## Work required
Leave out the pictures; transcribe all else exactly.

================================

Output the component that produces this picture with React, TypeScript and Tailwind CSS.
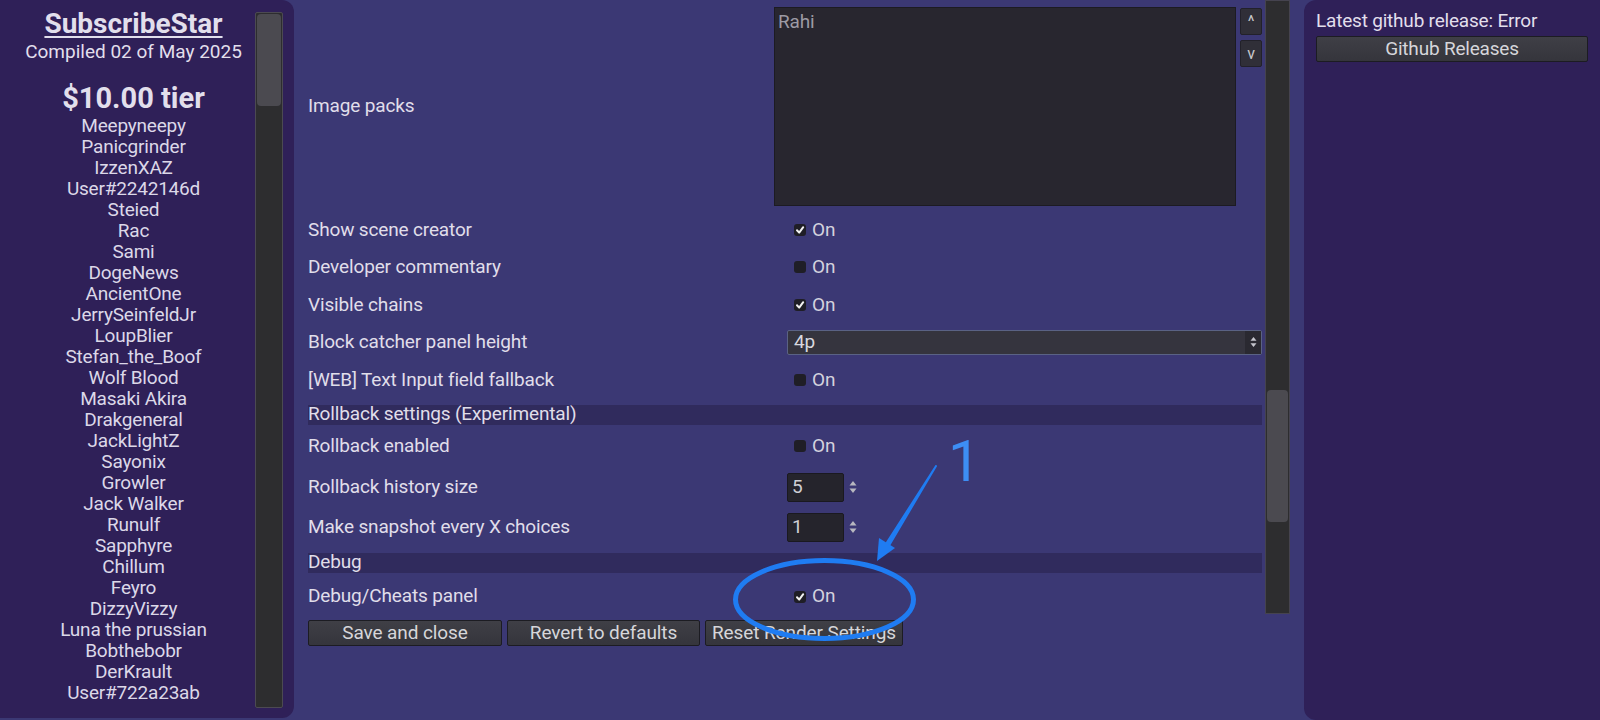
import React from 'react';

const NAMES = [
  'Meepyneepy', 'Panicgrinder', 'IzzenXAZ', 'User#2242146d', 'Steied', 'Rac', 'Sami', 'DogeNews',
  'AncientOne', 'JerrySeinfeldJr', 'LoupBlier', 'Stefan_the_Boof', 'Wolf Blood', 'Masaki Akira',
  'Drakgeneral', 'JackLightZ', 'Sayonix', 'Growler', 'Jack Walker', 'Runulf', 'Sapphyre', 'Chillum',
  'Feyro', 'DizzyVizzy', 'Luna the prussian', 'Bobthebobr', 'DerKrault', 'User#722a23ab',
];

const CheckBox = ({ on }: { on: boolean }) => (
  <div className="ml-[20px] flex items-center gap-[6px]">
    <span className="flex h-[12px] w-[12px] items-center justify-center rounded-[3px] bg-[#1f1e26]">
      {on && (
        <svg width="10" height="10" viewBox="0 0 10 10">
          <path d="M2 5.2 L4.2 7.6 L8.2 2.2" fill="none" stroke="#f2f2f2" strokeWidth="2" strokeLinecap="round" strokeLinejoin="round" />
        </svg>
      )}
    </span>
    <span className="text-[#d4d2de]">On</span>
  </div>
);

const NumberBox = ({ value }: { value: string }) => (
  <div className="ml-[13px] flex items-center gap-[5px]">
    <div className="flex h-[29px] w-[57px] items-center rounded-[2px] border border-[#1a1920] bg-[#25242c] pl-[4px] text-[#cfcfd4]">
      {value}
    </div>
    <svg width="8" height="14" viewBox="0 0 8 14">
      <path d="M4 1 L7.5 5.5 H0.5 Z" fill="#b8b8c0" />
      <path d="M4 13 L7.5 8.5 H0.5 Z" fill="#b8b8c0" />
    </svg>
  </div>
);

const Row = ({ label, children }: { label: string; children?: React.ReactNode }) => (
  <div className="flex h-[37.5px] items-center">
    <div className="w-[466px] shrink-0">{label}</div>
    {children}
  </div>
);

const Header = ({ label }: { label: string }) => (
  <div className="h-[20px] bg-[#302b5d] leading-[18px]">{label}</div>
);

const Btn = ({ label, w }: { label: string; w: string }) => (
  <button className={`${w} h-[26px] rounded-[2px] border border-[#1c1c22] bg-gradient-to-b from-[#3f3f46] to-[#35353c] text-[19px] leading-[22px] tracking-[-0.1px] text-[#d6d6da]`}>
    {label}
  </button>
);

export default function App() {
  return (
    <div className="relative flex h-[720px] w-[1600px] overflow-hidden bg-[#3b3874] font-['Roboto',sans-serif] text-[#e2dfec]">
      {/* supporters panel */}
      <div className="flex h-[718px] w-[294px] shrink-0 rounded-r-[12px] bg-[#2f2058]">
        <div className="h-[710px] w-[255px] overflow-hidden pl-[12px] pt-[7px] text-center">
          <div className="text-[28px] font-bold leading-[34px] underline decoration-[1.5px] underline-offset-[3px]">SubscribeStar</div>
          <div className="mt-[-1px] text-[19px] leading-[24px]">Compiled 02 of May 2025</div>
          <div className="mt-[18px] text-[29px] font-bold leading-[32px]">$10.00 tier</div>
          <div className="mt-[1px] text-[19px] leading-[21px] tracking-[-0.2px] text-[#dcd8e8]">
            {NAMES.map(n => (
              <div key={n}>{n}</div>
            ))}
          </div>
        </div>
        <div className="mt-[12px] h-[696px] w-[28px] rounded-[2px] border border-[#4c4a52] bg-[#2d2d2f] p-[1px]">
          <div className="h-[92px] w-full rounded-[4px] bg-[#4b4a50]" />
        </div>
      </div>

      {/* settings */}
      <div className="flex w-[1010px] shrink-0 pl-[14px]">
        <div className="w-[954px] shrink-0 text-[19px] tracking-[-0.15px] text-[#e0deea]">
          <div className="flex h-[211px] items-start pt-[7px]">
            <div className="w-[466px] shrink-0 self-center pb-[6px]">Image packs</div>
            <div className="h-[199px] w-[462px] border border-[#1c1b22] bg-[#28262f] pl-[3px] text-[#9c9aa4]">Rahi</div>
            <div className="ml-[4px] flex flex-col gap-[5px] pt-[1px]">
              <div className="flex h-[27px] w-[22px] items-center justify-center rounded-[2px] border border-[#22212a] bg-[#302f38] text-[16px] text-[#c8c8cc]">^</div>
              <div className="flex h-[27px] w-[22px] items-center justify-center rounded-[2px] border border-[#22212a] bg-[#302f38] text-[16px] text-[#c8c8cc]">v</div>
            </div>
          </div>
          <Row label="Show scene creator"><CheckBox on /></Row>
          <Row label="Developer commentary"><CheckBox on={false} /></Row>
          <Row label="Visible chains"><CheckBox on /></Row>
          <Row label="Block catcher panel height">
            <div className="ml-[13px] flex h-[25px] w-[475px] items-center rounded-[2px] border border-[#5a6284] bg-[#35343e]">
              <span className="flex-1 pl-[6px] text-[#d8d8de]">4p</span>
              <span className="flex h-full w-[16px] items-center justify-center bg-[#2a2931]">
                <svg width="7" height="12" viewBox="0 0 7 12">
                  <path d="M3.5 1 L6.5 4.8 H0.5 Z" fill="#c4c4cc" />
                  <path d="M3.5 11 L6.5 7.2 H0.5 Z" fill="#c4c4cc" />
                </svg>
              </span>
            </div>
          </Row>
          <Row label="[WEB] Text Input field fallback"><CheckBox on={false} /></Row>
          <div className="mt-[6.5px]">
            <Header label="Rollback settings (Experimental)" />
          </div>
          <div className="flex h-[42px] items-center">
            <div className="w-[466px] shrink-0">Rollback enabled</div>
            <CheckBox on={false} />
          </div>
          <div className="flex h-[40px] items-center">
            <div className="w-[466px] shrink-0">Rollback history size</div>
            <NumberBox value="5" />
          </div>
          <div className="flex h-[40px] items-center">
            <div className="w-[466px] shrink-0">Make snapshot every X choices</div>
            <NumberBox value="1" />
          </div>
          <div className="mt-[6px]">
            <Header label="Debug" />
          </div>
          <div className="flex h-[47px] items-center">
            <div className="w-[466px] shrink-0">Debug/Cheats panel</div>
            <CheckBox on />
          </div>
          <div className="flex gap-[5px]">
            <Btn label="Save and close" w="w-[194px]" />
            <Btn label="Revert to defaults" w="w-[193px]" />
            <Btn label="Reset Render Settings" w="w-[198px]" />
          </div>
        </div>
        <div className="ml-[3px] h-[614px] w-[25px] shrink-0 border border-[#45434f] bg-[#2d2d2f] px-[1px] pt-[389px]">
          <div className="h-[132px] w-full rounded-[4px] bg-[#4b4a50]" />
        </div>
      </div>

      {/* release panel */}
      <div className="h-[720px] flex-1 rounded-l-[12px] bg-[#2f2058] pl-[12px] pr-[12px] pt-[8px] text-[19px] tracking-[-0.2px]">
        <div className="leading-[26px]">Latest github release: Error</div>
        <button className="mt-[2px] h-[26px] w-full rounded-[2px] border border-[#1c1c22] bg-gradient-to-b from-[#3f3f46] to-[#35353c] text-[19px] leading-[22px] text-[#d6d6da]">
          Github Releases
        </button>
      </div>

      {/* annotation overlay */}
      <svg className="pointer-events-none absolute left-0 top-0" width="1600" height="720" viewBox="0 0 1600 720">
        <ellipse cx="824.5" cy="599.5" rx="89" ry="39" fill="none" stroke="#1f7cf2" strokeWidth="5" />
        <path d="M936 466 L884 547 L887 549 Z" fill="#1f7cf2" stroke="#1f7cf2" strokeWidth="2" strokeLinejoin="round" />
        <path d="M877 561 L879 538 L895 548 Z" fill="#1f7cf2" />
      </svg>
      <div className="pointer-events-none absolute left-[948px] top-[428px] text-[58px] font-normal leading-[66px] text-[#3d8ef5]">1</div>
    </div>
  );
}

================================

## Expected answer
Output the component that produces this picture with React, TypeScript and Tailwind CSS.
import React from 'react';

const NAMES = [
  'Meepyneepy', 'Panicgrinder', 'IzzenXAZ', 'User#2242146d', 'Steied', 'Rac', 'Sami', 'DogeNews',
  'AncientOne', 'JerrySeinfeldJr', 'LoupBlier', 'Stefan_the_Boof', 'Wolf Blood', 'Masaki Akira',
  'Drakgeneral', 'JackLightZ', 'Sayonix', 'Growler', 'Jack Walker', 'Runulf', 'Sapphyre', 'Chillum',
  'Feyro', 'DizzyVizzy', 'Luna the prussian', 'Bobthebobr', 'DerKrault', 'User#722a23ab',
];

const CheckBox = ({ on }: { on: boolean }) => (
  <div className="ml-[20px] flex items-center gap-[6px]">
    <span className="flex h-[12px] w-[12px] items-center justify-center rounded-[3px] bg-[#1f1e26]">
      {on && (
        <svg width="10" height="10" viewBox="0 0 10 10">
          <path d="M2 5.2 L4.2 7.6 L8.2 2.2" fill="none" stroke="#f2f2f2" strokeWidth="2" strokeLinecap="round" strokeLinejoin="round" />
        </svg>
      )}
    </span>
    <span className="text-[#d4d2de]">On</span>
  </div>
);

const NumberBox = ({ value }: { value: string }) => (
  <div className="ml-[13px] flex items-center gap-[5px]">
    <div className="flex h-[29px] w-[57px] items-center rounded-[2px] border border-[#1a1920] bg-[#25242c] pl-[4px] text-[#cfcfd4]">
      {value}
    </div>
    <svg width="8" height="14" viewBox="0 0 8 14">
      <path d="M4 1 L7.5 5.5 H0.5 Z" fill="#b8b8c0" />
      <path d="M4 13 L7.5 8.5 H0.5 Z" fill="#b8b8c0" />
    </svg>
  </div>
);

const Row = ({ label, children }: { label: string; children?: React.ReactNode }) => (
  <div className="flex h-[37.5px] items-center">
    <div className="w-[466px] shrink-0">{label}</div>
    {children}
  </div>
);

const Header = ({ label }: { label: string }) => (
  <div className="h-[20px] bg-[#302b5d] leading-[18px]">{label}</div>
);

const Btn = ({ label, w }: { label: string; w: string }) => (
  <button className={`${w} h-[26px] rounded-[2px] border border-[#1c1c22] bg-gradient-to-b from-[#3f3f46] to-[#35353c] text-[19px] leading-[22px] tracking-[-0.1px] text-[#d6d6da]`}>
    {label}
  </button>
);

export default function App() {
  return (
    <div className="relative flex h-[720px] w-[1600px] overflow-hidden bg-[#3b3874] font-['Roboto',sans-serif] text-[#e2dfec]">
      {/* supporters panel */}
      <div className="flex h-[718px] w-[294px] shrink-0 rounded-r-[12px] bg-[#2f2058]">
        <div className="h-[710px] w-[255px] overflow-hidden pl-[12px] pt-[7px] text-center">
          <div className="text-[28px] font-bold leading-[34px] underline decoration-[1.5px] underline-offset-[3px]">SubscribeStar</div>
          <div className="mt-[-1px] text-[19px] leading-[24px]">Compiled 02 of May 2025</div>
          <div className="mt-[18px] text-[29px] font-bold leading-[32px]">$10.00 tier</div>
          <div className="mt-[1px] text-[19px] leading-[21px] tracking-[-0.2px] text-[#dcd8e8]">
            {NAMES.map(n => (
              <div key={n}>{n}</div>
            ))}
          </div>
        </div>
        <div className="mt-[12px] h-[696px] w-[28px] rounded-[2px] border border-[#4c4a52] bg-[#2d2d2f] p-[1px]">
          <div className="h-[92px] w-full rounded-[4px] bg-[#4b4a50]" />
        </div>
      </div>

      {/* settings */}
      <div className="flex w-[1010px] shrink-0 pl-[14px]">
        <div className="w-[954px] shrink-0 text-[19px] tracking-[-0.15px] text-[#e0deea]">
          <div className="flex h-[211px] items-start pt-[7px]">
            <div className="w-[466px] shrink-0 self-center pb-[6px]">Image packs</div>
            <div className="h-[199px] w-[462px] border border-[#1c1b22] bg-[#28262f] pl-[3px] text-[#9c9aa4]">Rahi</div>
            <div className="ml-[4px] flex flex-col gap-[5px] pt-[1px]">
              <div className="flex h-[27px] w-[22px] items-center justify-center rounded-[2px] border border-[#22212a] bg-[#302f38] text-[16px] text-[#c8c8cc]">^</div>
              <div className="flex h-[27px] w-[22px] items-center justify-center rounded-[2px] border border-[#22212a] bg-[#302f38] text-[16px] text-[#c8c8cc]">v</div>
            </div>
          </div>
          <Row label="Show scene creator"><CheckBox on /></Row>
          <Row label="Developer commentary"><CheckBox on={false} /></Row>
          <Row label="Visible chains"><CheckBox on /></Row>
          <Row label="Block catcher panel height">
            <div className="ml-[13px] flex h-[25px] w-[475px] items-center rounded-[2px] border border-[#5a6284] bg-[#35343e]">
              <span className="flex-1 pl-[6px] text-[#d8d8de]">4p</span>
              <span className="flex h-full w-[16px] items-center justify-center bg-[#2a2931]">
                <svg width="7" height="12" viewBox="0 0 7 12">
                  <path d="M3.5 1 L6.5 4.8 H0.5 Z" fill="#c4c4cc" />
                  <path d="M3.5 11 L6.5 7.2 H0.5 Z" fill="#c4c4cc" />
                </svg>
              </span>
            </div>
          </Row>
          <Row label="[WEB] Text Input field fallback"><CheckBox on={false} /></Row>
          <div className="mt-[6.5px]">
            <Header label="Rollback settings (Experimental)" />
          </div>
          <div className="flex h-[42px] items-center">
            <div className="w-[466px] shrink-0">Rollback enabled</div>
            <CheckBox on={false} />
          </div>
          <div className="flex h-[40px] items-center">
            <div className="w-[466px] shrink-0">Rollback history size</div>
            <NumberBox value="5" />
          </div>
          <div className="flex h-[40px] items-center">
            <div className="w-[466px] shrink-0">Make snapshot every X choices</div>
            <NumberBox value="1" />
          </div>
          <div className="mt-[6px]">
            <Header label="Debug" />
          </div>
          <div className="flex h-[47px] items-center">
            <div className="w-[466px] shrink-0">Debug/Cheats panel</div>
            <CheckBox on />
          </div>
          <div className="flex gap-[5px]">
            <Btn label="Save and close" w="w-[194px]" />
            <Btn label="Revert to defaults" w="w-[193px]" />
            <Btn label="Reset Render Settings" w="w-[198px]" />
          </div>
        </div>
        <div className="ml-[3px] h-[614px] w-[25px] shrink-0 border border-[#45434f] bg-[#2d2d2f] px-[1px] pt-[389px]">
          <div className="h-[132px] w-full rounded-[4px] bg-[#4b4a50]" />
        </div>
      </div>

      {/* release panel */}
      <div className="h-[720px] flex-1 rounded-l-[12px] bg-[#2f2058] pl-[12px] pr-[12px] pt-[8px] text-[19px] tracking-[-0.2px]">
        <div className="leading-[26px]">Latest github release: Error</div>
        <button className="mt-[2px] h-[26px] w-full rounded-[2px] border border-[#1c1c22] bg-gradient-to-b from-[#3f3f46] to-[#35353c] text-[19px] leading-[22px] text-[#d6d6da]">
          Github Releases
        </button>
      </div>

      {/* annotation overlay */}
      <svg className="pointer-events-none absolute left-0 top-0" width="1600" height="720" viewBox="0 0 1600 720">
        <ellipse cx="824.5" cy="599.5" rx="89" ry="39" fill="none" stroke="#1f7cf2" strokeWidth="5" />
        <path d="M936 466 L884 547 L887 549 Z" fill="#1f7cf2" stroke="#1f7cf2" strokeWidth="2" strokeLinejoin="round" />
        <path d="M877 561 L879 538 L895 548 Z" fill="#1f7cf2" />
      </svg>
      <div className="pointer-events-none absolute left-[948px] top-[428px] text-[58px] font-normal leading-[66px] text-[#3d8ef5]">1</div>
    </div>
  );
}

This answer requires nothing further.